Biographer Christine Wallace agrees Gillard is “no lefty” and said she is factional only so far as it is useful. Wallace described her as “transfactional” and said Gillard elicits an “intense, visceral response from voters, journalists and fellow political players.” Her talent was nurtured by Brumby, Simon Crean and Mark Latham. Gillard was one of the few Labor heavies not to suffer a tongue-lashing in the Latham Diaries and in return she is one of the few leaders not to twist the knife in Latham. By the time Rudd took over, Gillard was the obvious choice of deputy and since the election victory in 2007 she has revelled in the difficult twin roles of education and employment minister.

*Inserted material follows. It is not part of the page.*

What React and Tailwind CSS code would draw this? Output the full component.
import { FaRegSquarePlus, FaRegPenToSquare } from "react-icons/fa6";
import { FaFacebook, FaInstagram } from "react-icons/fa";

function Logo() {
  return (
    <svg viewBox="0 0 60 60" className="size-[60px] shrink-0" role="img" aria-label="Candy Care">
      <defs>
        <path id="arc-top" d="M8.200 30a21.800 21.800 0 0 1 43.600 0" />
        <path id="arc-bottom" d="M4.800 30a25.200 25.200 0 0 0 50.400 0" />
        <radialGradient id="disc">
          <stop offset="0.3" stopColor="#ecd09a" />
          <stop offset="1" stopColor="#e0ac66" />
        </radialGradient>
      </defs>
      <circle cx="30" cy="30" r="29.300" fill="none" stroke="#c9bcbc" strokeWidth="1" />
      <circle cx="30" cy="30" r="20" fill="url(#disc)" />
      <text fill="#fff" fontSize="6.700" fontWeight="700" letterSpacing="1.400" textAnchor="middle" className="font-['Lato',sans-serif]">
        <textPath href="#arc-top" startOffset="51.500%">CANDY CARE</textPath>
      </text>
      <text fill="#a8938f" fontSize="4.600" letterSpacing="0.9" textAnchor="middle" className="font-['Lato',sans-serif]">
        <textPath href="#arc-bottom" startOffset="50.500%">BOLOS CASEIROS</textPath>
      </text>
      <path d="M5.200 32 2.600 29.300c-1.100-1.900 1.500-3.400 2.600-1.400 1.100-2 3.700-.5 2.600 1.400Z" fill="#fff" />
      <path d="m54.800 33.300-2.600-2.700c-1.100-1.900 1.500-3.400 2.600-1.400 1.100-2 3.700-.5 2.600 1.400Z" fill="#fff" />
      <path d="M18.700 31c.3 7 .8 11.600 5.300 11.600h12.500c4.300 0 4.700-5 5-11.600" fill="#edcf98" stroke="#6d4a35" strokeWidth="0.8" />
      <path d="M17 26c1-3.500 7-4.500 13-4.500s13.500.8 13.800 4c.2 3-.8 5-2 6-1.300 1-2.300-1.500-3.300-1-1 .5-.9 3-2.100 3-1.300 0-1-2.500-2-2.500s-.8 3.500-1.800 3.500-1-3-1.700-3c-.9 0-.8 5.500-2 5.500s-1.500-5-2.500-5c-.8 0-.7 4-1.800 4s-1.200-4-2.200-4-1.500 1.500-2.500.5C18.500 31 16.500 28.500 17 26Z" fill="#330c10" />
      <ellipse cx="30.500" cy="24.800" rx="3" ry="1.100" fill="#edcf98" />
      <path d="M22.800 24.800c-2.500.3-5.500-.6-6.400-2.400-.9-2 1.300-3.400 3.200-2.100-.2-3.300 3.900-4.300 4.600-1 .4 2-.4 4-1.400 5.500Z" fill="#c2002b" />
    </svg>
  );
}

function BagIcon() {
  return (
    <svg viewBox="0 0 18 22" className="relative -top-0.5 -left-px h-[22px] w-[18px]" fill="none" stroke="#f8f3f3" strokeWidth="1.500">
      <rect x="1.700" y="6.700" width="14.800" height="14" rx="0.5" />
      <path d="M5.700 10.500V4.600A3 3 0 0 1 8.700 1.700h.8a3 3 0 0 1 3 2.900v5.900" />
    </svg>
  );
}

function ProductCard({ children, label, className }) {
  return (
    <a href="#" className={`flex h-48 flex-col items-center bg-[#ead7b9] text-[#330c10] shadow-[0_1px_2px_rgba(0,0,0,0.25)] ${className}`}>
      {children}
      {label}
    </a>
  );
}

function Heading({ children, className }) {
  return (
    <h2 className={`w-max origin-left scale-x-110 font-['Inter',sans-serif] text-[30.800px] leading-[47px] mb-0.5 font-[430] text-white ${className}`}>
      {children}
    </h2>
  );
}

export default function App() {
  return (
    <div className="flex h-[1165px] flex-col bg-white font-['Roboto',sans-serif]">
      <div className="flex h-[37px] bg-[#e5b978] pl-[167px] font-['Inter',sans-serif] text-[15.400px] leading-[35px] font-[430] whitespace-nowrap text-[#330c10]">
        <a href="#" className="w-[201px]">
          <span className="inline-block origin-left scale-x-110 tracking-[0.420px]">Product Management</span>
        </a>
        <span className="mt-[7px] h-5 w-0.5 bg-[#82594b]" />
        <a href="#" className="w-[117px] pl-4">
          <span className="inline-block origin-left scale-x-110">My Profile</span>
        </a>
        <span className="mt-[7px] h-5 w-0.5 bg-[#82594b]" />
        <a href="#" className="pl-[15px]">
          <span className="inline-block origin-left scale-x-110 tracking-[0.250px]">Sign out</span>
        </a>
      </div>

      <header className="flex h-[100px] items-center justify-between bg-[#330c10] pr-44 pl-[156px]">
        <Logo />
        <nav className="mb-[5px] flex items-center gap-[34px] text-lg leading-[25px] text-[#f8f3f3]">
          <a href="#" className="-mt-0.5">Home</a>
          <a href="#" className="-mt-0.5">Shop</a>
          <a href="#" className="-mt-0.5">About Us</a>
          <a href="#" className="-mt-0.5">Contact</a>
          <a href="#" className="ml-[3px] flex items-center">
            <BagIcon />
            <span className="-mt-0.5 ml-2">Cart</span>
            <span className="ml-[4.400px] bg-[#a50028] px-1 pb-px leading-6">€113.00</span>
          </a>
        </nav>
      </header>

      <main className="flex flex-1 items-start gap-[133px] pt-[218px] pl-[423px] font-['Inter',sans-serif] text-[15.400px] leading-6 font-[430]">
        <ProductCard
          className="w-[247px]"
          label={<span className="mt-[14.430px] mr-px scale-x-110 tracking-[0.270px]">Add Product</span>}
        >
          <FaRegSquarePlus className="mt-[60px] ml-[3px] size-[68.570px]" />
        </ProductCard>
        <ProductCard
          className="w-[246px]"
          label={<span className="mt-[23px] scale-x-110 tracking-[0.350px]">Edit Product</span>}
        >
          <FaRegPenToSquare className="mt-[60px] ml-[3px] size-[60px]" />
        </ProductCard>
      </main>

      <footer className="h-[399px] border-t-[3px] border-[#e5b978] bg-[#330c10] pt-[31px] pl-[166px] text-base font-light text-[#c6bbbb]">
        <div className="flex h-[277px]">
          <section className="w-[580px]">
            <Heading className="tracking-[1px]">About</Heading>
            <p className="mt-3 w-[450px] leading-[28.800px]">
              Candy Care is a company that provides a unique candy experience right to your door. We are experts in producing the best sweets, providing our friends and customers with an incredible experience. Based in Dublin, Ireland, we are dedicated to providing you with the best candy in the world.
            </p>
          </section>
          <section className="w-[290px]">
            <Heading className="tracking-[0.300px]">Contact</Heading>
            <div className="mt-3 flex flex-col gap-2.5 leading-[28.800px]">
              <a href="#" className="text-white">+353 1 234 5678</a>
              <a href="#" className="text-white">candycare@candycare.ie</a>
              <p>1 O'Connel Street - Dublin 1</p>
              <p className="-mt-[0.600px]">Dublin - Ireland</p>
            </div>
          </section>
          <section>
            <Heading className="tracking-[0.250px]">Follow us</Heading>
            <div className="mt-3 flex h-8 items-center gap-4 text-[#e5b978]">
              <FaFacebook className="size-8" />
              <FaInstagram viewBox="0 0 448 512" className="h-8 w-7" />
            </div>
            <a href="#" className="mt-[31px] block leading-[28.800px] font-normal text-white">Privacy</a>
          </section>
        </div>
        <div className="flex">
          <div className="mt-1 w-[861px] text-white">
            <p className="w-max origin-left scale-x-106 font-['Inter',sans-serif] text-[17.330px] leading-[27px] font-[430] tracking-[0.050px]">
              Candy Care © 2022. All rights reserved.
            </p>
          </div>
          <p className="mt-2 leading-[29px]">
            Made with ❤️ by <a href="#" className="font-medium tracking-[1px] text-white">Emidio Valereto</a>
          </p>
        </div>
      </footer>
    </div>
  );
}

Wallace said what distinguishes Gillard from many female politicians is a genuine love of power. “Possessing it acts as a big political multiplier for her: the more power she gets, the better she performs and the more she accumulates as a result,” said Wallace. Gillard has now hit the jackpot when it comes to accumulation of power.

Her immediate task is consolidation to ensure it doesn’t just last a few months. But assuming she wins the 2010 election, we may see a new style of leader never before witnessed in Australia. Her policy record is mixed, but her native intelligence, a driving will to succeed and her indefatigable sense of humour will prove major allies in the fierce battles to come.